* [TASK PROMPT]
Repeat the data that follows, word for word, without the images.

* [DATA]
........

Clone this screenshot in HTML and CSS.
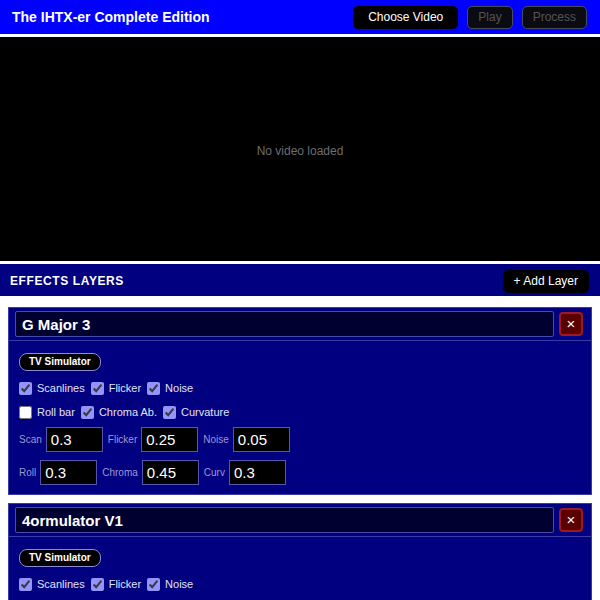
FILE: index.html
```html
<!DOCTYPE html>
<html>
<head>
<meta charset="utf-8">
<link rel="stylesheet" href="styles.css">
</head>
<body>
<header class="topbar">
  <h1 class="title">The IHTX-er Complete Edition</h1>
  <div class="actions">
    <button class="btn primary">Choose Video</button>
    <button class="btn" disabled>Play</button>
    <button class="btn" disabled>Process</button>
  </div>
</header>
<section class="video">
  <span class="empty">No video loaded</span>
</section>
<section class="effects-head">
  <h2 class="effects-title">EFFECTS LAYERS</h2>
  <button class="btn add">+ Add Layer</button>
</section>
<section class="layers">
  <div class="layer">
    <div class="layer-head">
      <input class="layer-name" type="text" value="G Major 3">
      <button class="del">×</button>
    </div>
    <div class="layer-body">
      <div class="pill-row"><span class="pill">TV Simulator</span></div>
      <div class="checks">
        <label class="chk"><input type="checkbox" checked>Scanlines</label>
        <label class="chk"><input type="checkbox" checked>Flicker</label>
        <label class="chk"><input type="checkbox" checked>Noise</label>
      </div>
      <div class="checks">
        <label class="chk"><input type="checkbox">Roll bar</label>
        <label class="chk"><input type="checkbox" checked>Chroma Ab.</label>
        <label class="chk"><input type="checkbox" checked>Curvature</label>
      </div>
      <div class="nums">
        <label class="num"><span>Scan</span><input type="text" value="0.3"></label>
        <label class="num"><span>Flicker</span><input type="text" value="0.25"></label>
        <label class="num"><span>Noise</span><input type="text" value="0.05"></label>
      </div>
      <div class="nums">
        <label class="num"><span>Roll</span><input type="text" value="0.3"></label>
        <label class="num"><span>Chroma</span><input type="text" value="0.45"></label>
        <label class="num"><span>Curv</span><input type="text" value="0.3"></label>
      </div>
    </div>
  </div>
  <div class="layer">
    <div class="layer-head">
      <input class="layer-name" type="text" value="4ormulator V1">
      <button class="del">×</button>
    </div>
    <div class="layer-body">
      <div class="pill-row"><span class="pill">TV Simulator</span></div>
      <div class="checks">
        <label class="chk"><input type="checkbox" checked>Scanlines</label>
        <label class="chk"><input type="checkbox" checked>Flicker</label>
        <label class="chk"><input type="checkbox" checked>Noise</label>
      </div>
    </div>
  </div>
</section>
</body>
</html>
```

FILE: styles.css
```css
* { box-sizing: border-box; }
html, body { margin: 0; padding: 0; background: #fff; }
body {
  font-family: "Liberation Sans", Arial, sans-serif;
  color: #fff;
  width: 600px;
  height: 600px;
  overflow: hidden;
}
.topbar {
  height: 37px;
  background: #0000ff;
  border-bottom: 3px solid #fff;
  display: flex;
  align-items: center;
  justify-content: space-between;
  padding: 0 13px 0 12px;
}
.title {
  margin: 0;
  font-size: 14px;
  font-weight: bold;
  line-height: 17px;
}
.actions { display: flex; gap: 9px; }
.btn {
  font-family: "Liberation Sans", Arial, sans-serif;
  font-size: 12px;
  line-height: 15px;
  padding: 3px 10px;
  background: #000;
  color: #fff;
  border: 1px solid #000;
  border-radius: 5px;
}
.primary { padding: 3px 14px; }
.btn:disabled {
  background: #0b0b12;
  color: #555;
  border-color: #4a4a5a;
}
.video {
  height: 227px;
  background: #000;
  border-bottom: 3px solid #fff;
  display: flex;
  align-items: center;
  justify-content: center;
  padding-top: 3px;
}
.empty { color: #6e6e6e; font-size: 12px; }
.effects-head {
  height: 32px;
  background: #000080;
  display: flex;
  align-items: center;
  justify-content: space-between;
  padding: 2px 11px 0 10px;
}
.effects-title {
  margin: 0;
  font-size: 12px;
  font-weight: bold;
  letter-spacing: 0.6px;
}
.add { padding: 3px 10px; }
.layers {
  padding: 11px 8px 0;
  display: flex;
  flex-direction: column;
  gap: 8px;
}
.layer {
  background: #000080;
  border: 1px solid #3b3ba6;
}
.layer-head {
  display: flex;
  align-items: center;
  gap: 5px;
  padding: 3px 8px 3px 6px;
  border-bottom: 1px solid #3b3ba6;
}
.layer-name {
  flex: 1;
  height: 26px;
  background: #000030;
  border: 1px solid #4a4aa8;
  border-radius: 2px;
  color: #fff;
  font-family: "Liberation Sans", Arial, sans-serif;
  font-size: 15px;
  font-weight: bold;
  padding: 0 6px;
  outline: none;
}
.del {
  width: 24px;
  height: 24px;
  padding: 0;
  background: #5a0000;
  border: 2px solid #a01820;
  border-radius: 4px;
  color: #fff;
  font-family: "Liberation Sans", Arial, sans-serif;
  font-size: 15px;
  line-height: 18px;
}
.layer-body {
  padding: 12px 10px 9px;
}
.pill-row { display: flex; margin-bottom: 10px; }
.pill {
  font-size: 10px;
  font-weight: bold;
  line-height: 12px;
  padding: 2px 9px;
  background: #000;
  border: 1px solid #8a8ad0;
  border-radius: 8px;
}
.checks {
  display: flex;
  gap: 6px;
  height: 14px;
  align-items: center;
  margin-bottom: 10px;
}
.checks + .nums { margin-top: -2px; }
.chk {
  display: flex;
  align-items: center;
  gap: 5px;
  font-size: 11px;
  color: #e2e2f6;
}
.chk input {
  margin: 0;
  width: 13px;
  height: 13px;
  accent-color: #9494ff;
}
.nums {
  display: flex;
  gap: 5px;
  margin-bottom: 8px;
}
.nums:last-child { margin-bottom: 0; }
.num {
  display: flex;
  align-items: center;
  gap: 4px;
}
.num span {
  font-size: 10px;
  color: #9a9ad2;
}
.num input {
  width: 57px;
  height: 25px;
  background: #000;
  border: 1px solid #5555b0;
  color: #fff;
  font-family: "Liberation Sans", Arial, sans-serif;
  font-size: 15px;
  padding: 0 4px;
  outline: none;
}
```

........

* [CORRECT ANSWER]
Clone this screenshot in HTML and CSS.
FILE: index.html
```html
<!DOCTYPE html>
<html>
<head>
<meta charset="utf-8">
<link rel="stylesheet" href="styles.css">
</head>
<body>
<header class="topbar">
  <h1 class="title">The IHTX-er Complete Edition</h1>
  <div class="actions">
    <button class="btn primary">Choose Video</button>
    <button class="btn" disabled>Play</button>
    <button class="btn" disabled>Process</button>
  </div>
</header>
<section class="video">
  <span class="empty">No video loaded</span>
</section>
<section class="effects-head">
  <h2 class="effects-title">EFFECTS LAYERS</h2>
  <button class="btn add">+ Add Layer</button>
</section>
<section class="layers">
  <div class="layer">
    <div class="layer-head">
      <input class="layer-name" type="text" value="G Major 3">
      <button class="del">×</button>
    </div>
    <div class="layer-body">
      <div class="pill-row"><span class="pill">TV Simulator</span></div>
      <div class="checks">
        <label class="chk"><input type="checkbox" checked>Scanlines</label>
        <label class="chk"><input type="checkbox" checked>Flicker</label>
        <label class="chk"><input type="checkbox" checked>Noise</label>
      </div>
      <div class="checks">
        <label class="chk"><input type="checkbox">Roll bar</label>
        <label class="chk"><input type="checkbox" checked>Chroma Ab.</label>
        <label class="chk"><input type="checkbox" checked>Curvature</label>
      </div>
      <div class="nums">
        <label class="num"><span>Scan</span><input type="text" value="0.3"></label>
        <label class="num"><span>Flicker</span><input type="text" value="0.25"></label>
        <label class="num"><span>Noise</span><input type="text" value="0.05"></label>
      </div>
      <div class="nums">
        <label class="num"><span>Roll</span><input type="text" value="0.3"></label>
        <label class="num"><span>Chroma</span><input type="text" value="0.45"></label>
        <label class="num"><span>Curv</span><input type="text" value="0.3"></label>
      </div>
    </div>
  </div>
  <div class="layer">
    <div class="layer-head">
      <input class="layer-name" type="text" value="4ormulator V1">
      <button class="del">×</button>
    </div>
    <div class="layer-body">
      <div class="pill-row"><span class="pill">TV Simulator</span></div>
      <div class="checks">
        <label class="chk"><input type="checkbox" checked>Scanlines</label>
        <label class="chk"><input type="checkbox" checked>Flicker</label>
        <label class="chk"><input type="checkbox" checked>Noise</label>
      </div>
    </div>
  </div>
</section>
</body>
</html>
```

FILE: styles.css
```css
* { box-sizing: border-box; }
html, body { margin: 0; padding: 0; background: #fff; }
body {
  font-family: "Liberation Sans", Arial, sans-serif;
  color: #fff;
  width: 600px;
  height: 600px;
  overflow: hidden;
}
.topbar {
  height: 37px;
  background: #0000ff;
  border-bottom: 3px solid #fff;
  display: flex;
  align-items: center;
  justify-content: space-between;
  padding: 0 13px 0 12px;
}
.title {
  margin: 0;
  font-size: 14px;
  font-weight: bold;
  line-height: 17px;
}
.actions { display: flex; gap: 9px; }
.btn {
  font-family: "Liberation Sans", Arial, sans-serif;
  font-size: 12px;
  line-height: 15px;
  padding: 3px 10px;
  background: #000;
  color: #fff;
  border: 1px solid #000;
  border-radius: 5px;
}
.primary { padding: 3px 14px; }
.btn:disabled {
  background: #0b0b12;
  color: #555;
  border-color: #4a4a5a;
}
.video {
  height: 227px;
  background: #000;
  border-bottom: 3px solid #fff;
  display: flex;
  align-items: center;
  justify-content: center;
  padding-top: 3px;
}
.empty { color: #6e6e6e; font-size: 12px; }
.effects-head {
  height: 32px;
  background: #000080;
  display: flex;
  align-items: center;
  justify-content: space-between;
  padding: 2px 11px 0 10px;
}
.effects-title {
  margin: 0;
  font-size: 12px;
  font-weight: bold;
  letter-spacing: 0.6px;
}
.add { padding: 3px 10px; }
.layers {
  padding: 11px 8px 0;
  display: flex;
  flex-direction: column;
  gap: 8px;
}
.layer {
  background: #000080;
  border: 1px solid #3b3ba6;
}
.layer-head {
  display: flex;
  align-items: center;
  gap: 5px;
  padding: 3px 8px 3px 6px;
  border-bottom: 1px solid #3b3ba6;
}
.layer-name {
  flex: 1;
  height: 26px;
  background: #000030;
  border: 1px solid #4a4aa8;
  border-radius: 2px;
  color: #fff;
  font-family: "Liberation Sans", Arial, sans-serif;
  font-size: 15px;
  font-weight: bold;
  padding: 0 6px;
  outline: none;
}
.del {
  width: 24px;
  height: 24px;
  padding: 0;
  background: #5a0000;
  border: 2px solid #a01820;
  border-radius: 4px;
  color: #fff;
  font-family: "Liberation Sans", Arial, sans-serif;
  font-size: 15px;
  line-height: 18px;
}
.layer-body {
  padding: 12px 10px 9px;
}
.pill-row { display: flex; margin-bottom: 10px; }
.pill {
  font-size: 10px;
  font-weight: bold;
  line-height: 12px;
  padding: 2px 9px;
  background: #000;
  border: 1px solid #8a8ad0;
  border-radius: 8px;
}
.checks {
  display: flex;
  gap: 6px;
  height: 14px;
  align-items: center;
  margin-bottom: 10px;
}
.checks + .nums { margin-top: -2px; }
.chk {
  display: flex;
  align-items: center;
  gap: 5px;
  font-size: 11px;
  color: #e2e2f6;
}
.chk input {
  margin: 0;
  width: 13px;
  height: 13px;
  accent-color: #9494ff;
}
.nums {
  display: flex;
  gap: 5px;
  margin-bottom: 8px;
}
.nums:last-child { margin-bottom: 0; }
.num {
  display: flex;
  align-items: center;
  gap: 4px;
}
.num span {
  font-size: 10px;
  color: #9a9ad2;
}
.num input {
  width: 57px;
  height: 25px;
  background: #000;
  border: 1px solid #5555b0;
  color: #fff;
  font-family: "Liberation Sans", Arial, sans-serif;
  font-size: 15px;
  padding: 0 4px;
  outline: none;
}
```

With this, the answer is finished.